Les sculptures qui décorent les temples de l’Égypte, les peintures des tombeaux, et les fouilles entreprises depuis vingt-cinq ou trente ans, ont fait connaître l’existence d’un troisième instrument qui appartient aux Égyptiens, aux Arabes et à différens peuples de l’Asie : cet instrument, dont la caisse sonore est surmontée d’un manche, est aujourd’hui connu en Égypte sous le nom d’eoud. Bien que borné à un petit nombre de cordes, cet instrument démontre, aussi bien que les harpes de diverses formes et le psaltérion, l’existence d’une échelle musicale étendue chez les Égyptiens, et le fréquent usage qu’on en faisait ; car il offrait la possibilité de varier les intonations des cordes par les diverses positions des doigts sur le manche.
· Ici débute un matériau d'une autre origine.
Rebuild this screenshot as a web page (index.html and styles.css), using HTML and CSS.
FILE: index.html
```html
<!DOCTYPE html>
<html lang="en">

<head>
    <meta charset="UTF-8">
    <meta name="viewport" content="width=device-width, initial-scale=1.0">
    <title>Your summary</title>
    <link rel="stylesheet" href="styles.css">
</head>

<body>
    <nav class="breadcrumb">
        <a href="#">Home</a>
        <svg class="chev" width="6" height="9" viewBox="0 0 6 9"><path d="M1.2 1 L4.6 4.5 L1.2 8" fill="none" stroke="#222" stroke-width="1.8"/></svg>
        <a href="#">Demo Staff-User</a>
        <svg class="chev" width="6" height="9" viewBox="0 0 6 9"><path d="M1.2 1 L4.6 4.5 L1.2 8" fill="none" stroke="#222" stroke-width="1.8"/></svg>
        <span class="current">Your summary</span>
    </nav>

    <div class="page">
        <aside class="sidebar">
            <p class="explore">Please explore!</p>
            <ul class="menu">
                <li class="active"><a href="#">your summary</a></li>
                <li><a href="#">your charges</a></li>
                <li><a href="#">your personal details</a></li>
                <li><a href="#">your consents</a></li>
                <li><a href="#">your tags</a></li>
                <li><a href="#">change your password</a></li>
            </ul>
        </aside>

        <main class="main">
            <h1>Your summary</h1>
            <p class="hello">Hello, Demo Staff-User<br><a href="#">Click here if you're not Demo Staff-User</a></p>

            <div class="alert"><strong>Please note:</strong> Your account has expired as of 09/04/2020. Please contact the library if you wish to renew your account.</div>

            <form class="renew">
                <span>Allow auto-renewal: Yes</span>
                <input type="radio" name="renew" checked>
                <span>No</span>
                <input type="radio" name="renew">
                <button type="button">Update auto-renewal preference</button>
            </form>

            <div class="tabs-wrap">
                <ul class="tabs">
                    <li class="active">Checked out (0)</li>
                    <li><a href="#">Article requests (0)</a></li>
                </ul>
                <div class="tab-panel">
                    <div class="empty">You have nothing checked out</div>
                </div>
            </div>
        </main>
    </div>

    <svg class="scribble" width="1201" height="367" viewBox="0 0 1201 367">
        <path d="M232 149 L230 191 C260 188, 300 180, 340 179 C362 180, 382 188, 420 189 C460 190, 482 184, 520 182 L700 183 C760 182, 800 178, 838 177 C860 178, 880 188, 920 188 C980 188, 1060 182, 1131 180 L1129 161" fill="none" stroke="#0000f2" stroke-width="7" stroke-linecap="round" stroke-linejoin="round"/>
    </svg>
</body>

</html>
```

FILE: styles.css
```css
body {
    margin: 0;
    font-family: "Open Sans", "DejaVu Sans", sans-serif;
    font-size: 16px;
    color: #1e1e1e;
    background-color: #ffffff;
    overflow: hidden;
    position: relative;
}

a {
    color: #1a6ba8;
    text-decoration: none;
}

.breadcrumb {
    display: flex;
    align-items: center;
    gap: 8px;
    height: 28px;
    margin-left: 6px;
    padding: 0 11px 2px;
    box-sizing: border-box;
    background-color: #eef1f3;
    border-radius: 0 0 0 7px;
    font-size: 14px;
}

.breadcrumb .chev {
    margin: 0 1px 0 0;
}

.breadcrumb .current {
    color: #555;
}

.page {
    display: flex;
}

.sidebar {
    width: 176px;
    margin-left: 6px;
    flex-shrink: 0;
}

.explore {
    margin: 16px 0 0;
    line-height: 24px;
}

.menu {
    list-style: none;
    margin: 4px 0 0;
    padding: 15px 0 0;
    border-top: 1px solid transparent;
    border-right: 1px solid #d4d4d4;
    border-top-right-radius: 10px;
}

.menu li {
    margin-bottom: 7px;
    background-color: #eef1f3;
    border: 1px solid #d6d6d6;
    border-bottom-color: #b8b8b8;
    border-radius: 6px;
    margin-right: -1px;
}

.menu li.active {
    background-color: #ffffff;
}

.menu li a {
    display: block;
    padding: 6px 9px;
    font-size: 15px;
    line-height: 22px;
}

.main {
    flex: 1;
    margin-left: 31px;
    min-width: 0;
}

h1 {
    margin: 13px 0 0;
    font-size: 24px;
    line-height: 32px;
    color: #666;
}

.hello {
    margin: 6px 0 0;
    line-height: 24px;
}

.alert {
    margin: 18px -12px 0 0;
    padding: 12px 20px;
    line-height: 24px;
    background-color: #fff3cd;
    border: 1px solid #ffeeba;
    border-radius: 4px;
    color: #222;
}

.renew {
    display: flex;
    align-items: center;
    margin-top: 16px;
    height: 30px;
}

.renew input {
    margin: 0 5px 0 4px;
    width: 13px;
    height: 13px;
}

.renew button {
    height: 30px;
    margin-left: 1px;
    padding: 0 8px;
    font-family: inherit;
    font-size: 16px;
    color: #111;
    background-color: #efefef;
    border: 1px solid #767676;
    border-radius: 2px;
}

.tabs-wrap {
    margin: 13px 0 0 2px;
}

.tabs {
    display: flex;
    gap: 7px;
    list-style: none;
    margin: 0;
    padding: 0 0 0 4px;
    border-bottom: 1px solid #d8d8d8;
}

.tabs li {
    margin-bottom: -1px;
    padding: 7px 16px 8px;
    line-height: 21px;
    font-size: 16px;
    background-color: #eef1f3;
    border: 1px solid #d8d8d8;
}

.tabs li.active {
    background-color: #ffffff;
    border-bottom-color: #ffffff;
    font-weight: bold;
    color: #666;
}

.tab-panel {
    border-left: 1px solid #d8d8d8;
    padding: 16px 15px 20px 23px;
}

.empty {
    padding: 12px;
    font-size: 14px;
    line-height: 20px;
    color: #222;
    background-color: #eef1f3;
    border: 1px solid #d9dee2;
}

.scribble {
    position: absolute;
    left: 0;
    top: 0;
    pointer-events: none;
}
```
Aucun instrument de ce genre n’a existé chez les Grecs ni chez les Romains : je ferai voir plus loin que l’absence de cet instrument, et en général de ceux qui sont montés de beaucoup de cordes dans la haute antiquité grecque et romaine, était la

  1. La figure du canon se trouve dans un manuscrit des élémens harmoniques de Ptolémée, qui est à la Bibliothèque du Roi à Paris, coté 245 in-fol.